#### SUPPLIED MATERIAL ####
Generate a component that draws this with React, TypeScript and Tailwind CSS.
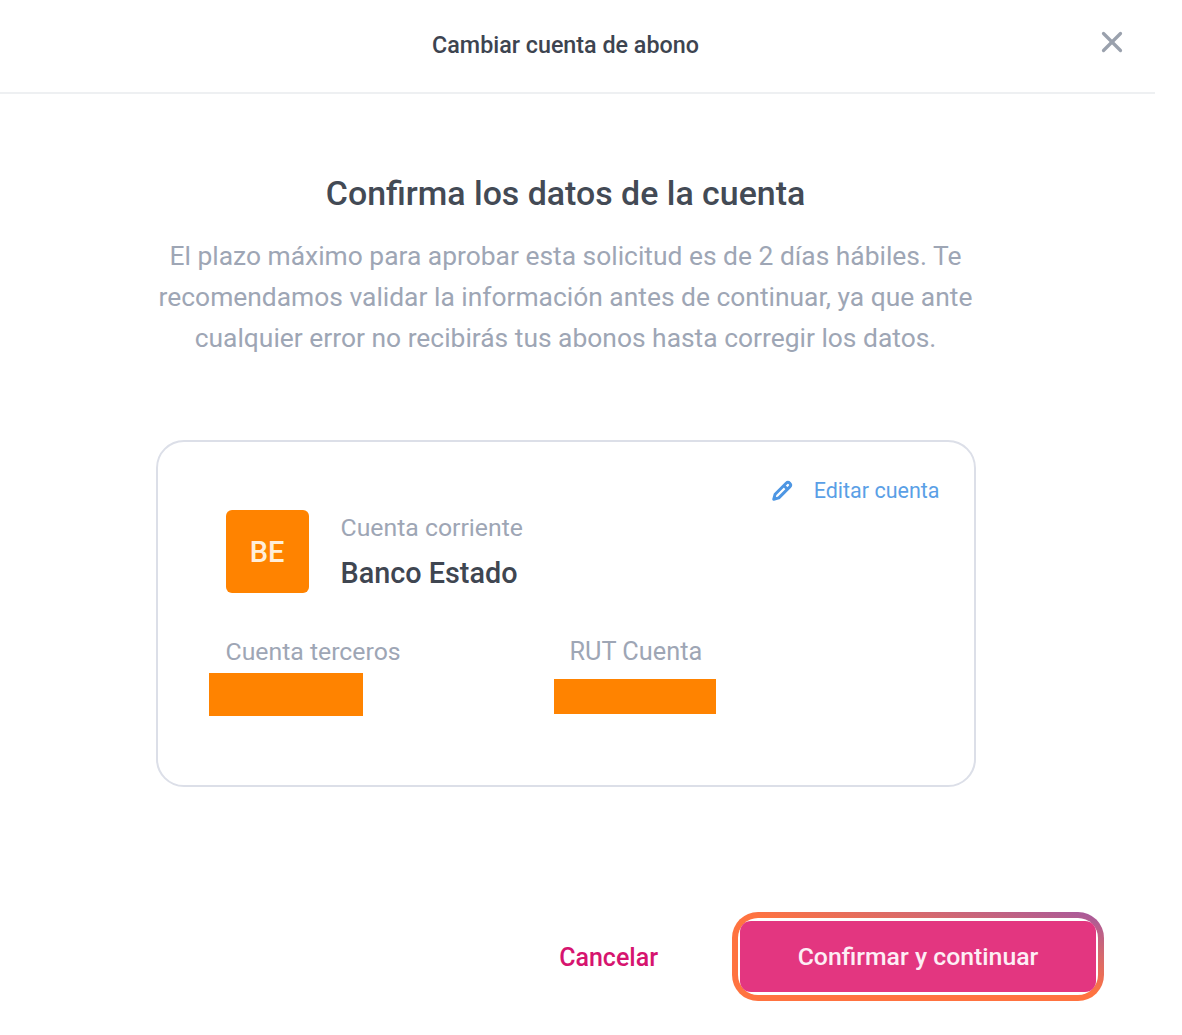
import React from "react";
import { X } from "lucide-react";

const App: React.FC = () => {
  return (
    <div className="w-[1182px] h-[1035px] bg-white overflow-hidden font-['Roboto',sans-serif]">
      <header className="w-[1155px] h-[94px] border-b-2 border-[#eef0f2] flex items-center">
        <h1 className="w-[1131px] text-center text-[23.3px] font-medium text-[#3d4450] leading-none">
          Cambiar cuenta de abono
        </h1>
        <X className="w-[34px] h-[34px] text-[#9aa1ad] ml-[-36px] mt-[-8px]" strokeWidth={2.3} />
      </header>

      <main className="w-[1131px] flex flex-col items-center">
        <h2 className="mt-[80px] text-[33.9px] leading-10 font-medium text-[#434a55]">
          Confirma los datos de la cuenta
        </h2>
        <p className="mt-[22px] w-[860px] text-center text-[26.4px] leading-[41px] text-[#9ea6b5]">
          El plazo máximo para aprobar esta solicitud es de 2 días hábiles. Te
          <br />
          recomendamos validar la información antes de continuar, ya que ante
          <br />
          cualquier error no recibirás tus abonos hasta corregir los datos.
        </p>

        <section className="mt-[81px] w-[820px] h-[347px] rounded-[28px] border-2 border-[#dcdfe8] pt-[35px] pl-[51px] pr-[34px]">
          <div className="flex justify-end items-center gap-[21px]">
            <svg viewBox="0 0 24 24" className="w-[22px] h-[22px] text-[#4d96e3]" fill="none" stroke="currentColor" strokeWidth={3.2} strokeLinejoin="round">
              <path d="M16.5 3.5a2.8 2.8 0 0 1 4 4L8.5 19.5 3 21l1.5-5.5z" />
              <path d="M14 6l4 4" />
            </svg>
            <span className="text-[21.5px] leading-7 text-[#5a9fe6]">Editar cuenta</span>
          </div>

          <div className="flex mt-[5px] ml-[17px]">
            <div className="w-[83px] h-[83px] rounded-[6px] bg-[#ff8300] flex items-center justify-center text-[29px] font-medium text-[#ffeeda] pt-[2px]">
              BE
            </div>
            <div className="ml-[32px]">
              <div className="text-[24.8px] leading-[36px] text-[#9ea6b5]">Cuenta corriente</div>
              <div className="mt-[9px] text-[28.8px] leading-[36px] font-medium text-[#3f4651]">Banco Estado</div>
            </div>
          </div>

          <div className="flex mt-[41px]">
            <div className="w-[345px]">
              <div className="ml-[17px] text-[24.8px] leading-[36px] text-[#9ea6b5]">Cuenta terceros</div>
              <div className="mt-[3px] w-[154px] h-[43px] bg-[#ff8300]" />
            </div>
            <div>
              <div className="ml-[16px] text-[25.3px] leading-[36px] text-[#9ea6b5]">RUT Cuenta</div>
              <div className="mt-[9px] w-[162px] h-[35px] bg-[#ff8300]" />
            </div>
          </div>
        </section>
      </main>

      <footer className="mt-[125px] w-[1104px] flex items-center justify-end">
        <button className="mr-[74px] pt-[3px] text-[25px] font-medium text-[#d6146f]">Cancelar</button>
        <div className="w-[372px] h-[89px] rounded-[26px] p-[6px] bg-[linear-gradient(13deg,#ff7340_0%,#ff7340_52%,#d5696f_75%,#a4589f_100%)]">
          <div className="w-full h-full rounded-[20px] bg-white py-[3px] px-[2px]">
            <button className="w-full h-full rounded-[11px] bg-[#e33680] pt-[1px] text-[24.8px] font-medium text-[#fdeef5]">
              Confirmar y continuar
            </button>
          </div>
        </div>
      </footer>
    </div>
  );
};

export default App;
####
● **INSTRUCTIONS FOR THE TASK**
Give the data above again in full and unchanged, skipping the pictures.

● **RESPONSE TO THIS TASK**
Generate a component that draws this with React, TypeScript and Tailwind CSS.
import React from "react";
import { X } from "lucide-react";

const App: React.FC = () => {
  return (
    <div className="w-[1182px] h-[1035px] bg-white overflow-hidden font-['Roboto',sans-serif]">
      <header className="w-[1155px] h-[94px] border-b-2 border-[#eef0f2] flex items-center">
        <h1 className="w-[1131px] text-center text-[23.3px] font-medium text-[#3d4450] leading-none">
          Cambiar cuenta de abono
        </h1>
        <X className="w-[34px] h-[34px] text-[#9aa1ad] ml-[-36px] mt-[-8px]" strokeWidth={2.3} />
      </header>

      <main className="w-[1131px] flex flex-col items-center">
        <h2 className="mt-[80px] text-[33.9px] leading-10 font-medium text-[#434a55]">
          Confirma los datos de la cuenta
        </h2>
        <p className="mt-[22px] w-[860px] text-center text-[26.4px] leading-[41px] text-[#9ea6b5]">
          El plazo máximo para aprobar esta solicitud es de 2 días hábiles. Te
          <br />
          recomendamos validar la información antes de continuar, ya que ante
          <br />
          cualquier error no recibirás tus abonos hasta corregir los datos.
        </p>

        <section className="mt-[81px] w-[820px] h-[347px] rounded-[28px] border-2 border-[#dcdfe8] pt-[35px] pl-[51px] pr-[34px]">
          <div className="flex justify-end items-center gap-[21px]">
            <svg viewBox="0 0 24 24" className="w-[22px] h-[22px] text-[#4d96e3]" fill="none" stroke="currentColor" strokeWidth={3.2} strokeLinejoin="round">
              <path d="M16.5 3.5a2.8 2.8 0 0 1 4 4L8.5 19.5 3 21l1.5-5.5z" />
              <path d="M14 6l4 4" />
            </svg>
            <span className="text-[21.5px] leading-7 text-[#5a9fe6]">Editar cuenta</span>
          </div>

          <div className="flex mt-[5px] ml-[17px]">
            <div className="w-[83px] h-[83px] rounded-[6px] bg-[#ff8300] flex items-center justify-center text-[29px] font-medium text-[#ffeeda] pt-[2px]">
              BE
            </div>
            <div className="ml-[32px]">
              <div className="text-[24.8px] leading-[36px] text-[#9ea6b5]">Cuenta corriente</div>
              <div className="mt-[9px] text-[28.8px] leading-[36px] font-medium text-[#3f4651]">Banco Estado</div>
            </div>
          </div>

          <div className="flex mt-[41px]">
            <div className="w-[345px]">
              <div className="ml-[17px] text-[24.8px] leading-[36px] text-[#9ea6b5]">Cuenta terceros</div>
              <div className="mt-[3px] w-[154px] h-[43px] bg-[#ff8300]" />
            </div>
            <div>
              <div className="ml-[16px] text-[25.3px] leading-[36px] text-[#9ea6b5]">RUT Cuenta</div>
              <div className="mt-[9px] w-[162px] h-[35px] bg-[#ff8300]" />
            </div>
          </div>
        </section>
      </main>

      <footer className="mt-[125px] w-[1104px] flex items-center justify-end">
        <button className="mr-[74px] pt-[3px] text-[25px] font-medium text-[#d6146f]">Cancelar</button>
        <div className="w-[372px] h-[89px] rounded-[26px] p-[6px] bg-[linear-gradient(13deg,#ff7340_0%,#ff7340_52%,#d5696f_75%,#a4589f_100%)]">
          <div className="w-full h-full rounded-[20px] bg-white py-[3px] px-[2px]">
            <button className="w-full h-full rounded-[11px] bg-[#e33680] pt-[1px] text-[24.8px] font-medium text-[#fdeef5]">
              Confirmar y continuar
            </button>
          </div>
        </div>
      </footer>
    </div>
  );
};

export default App;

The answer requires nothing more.